All living things are not just complex molecular aggregates. They exist in an energized, activated state that is maintained through the continual input of material and energetic resources.
How does this perspective reconfigure our conventional beliefs about life's origins?
Given life’s origin in chemistry, it suggests we should begin to seek out life characteristics at that simpler chemical level. Happily, progress is being made on that front. Replication is indeed a central piece in the origin of life puzzle, but it’s just one piece. The recent discovery of dynamic chemical systems, whose components continually turn over, like the water drops in a water fountain, now look to be another central piece. Thus, all living things are not just complex molecular aggregates. They exist in an energized, activated state that is maintained through the continual input of material and energetic resources, just like that water fountain. If you don’t eat you die! Remarkably, that realization may be leading us toward some understanding of how cognition and self were able to emerge from within an inanimate chemical system.
You've remarked that studying life is uniquely challenging due to our 'sample size of one.' With the growing discovery of exoplanets, how might our capacity to decipher life's traits across the universe evolve?
The challenge of identifying life deep in the universe, and at almost incomprehensible distances from us, is a monumental one. Moreover, given that life forms could in principle be constructed from different building blocks, that would make the challenge of directly identifying such distant life forms even more difficult. Identifying processes is likely to be much more difficult than identifying substances. Yet, if those distant life form were technologically advanced in a similar way to human life on earth, and able, say, to utilize electromagnetic-based technologies as we routinely do, the identification of non-random electromagnetic signals from outer space might reveal the existence of such a civilization.
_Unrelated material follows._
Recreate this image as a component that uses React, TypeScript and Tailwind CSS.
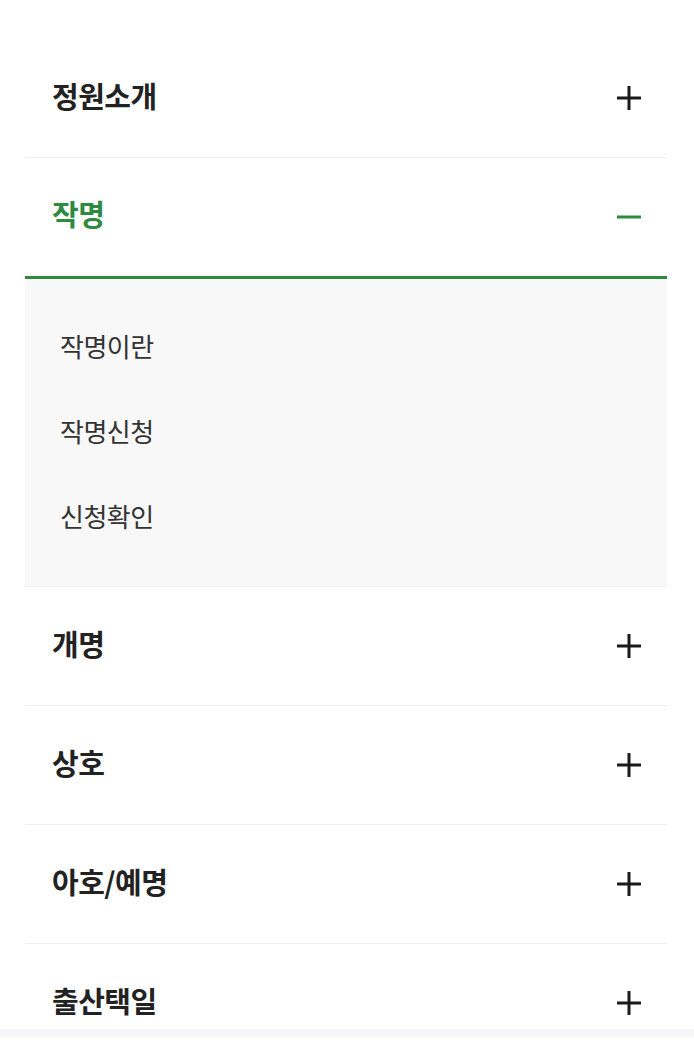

To date, however, the universe has been disappointingly silent. At present the only place to study life is where we know it to be ubiquitous – right here on earth.
The deepest mystery within the life enigma concerns life’s mental capability. How could matter of any kind have a sense of self, have thoughts, act in its own interest?
How could this influence or even reshape our fundamental definition of life?
A definition of life will emerge more readily once we fully understand its fundamental physical/chemical nature, but as noted, we still don’t. One cannot usefully define something that is not properly understood. A coherent definition of life would need to capture that physical/chemical essence, in particular, its energized dynamic character, and most definitions don’t go there.
In what ways do you envision artificial intelligence transforming our comprehension of, and approach to research within, the life sciences?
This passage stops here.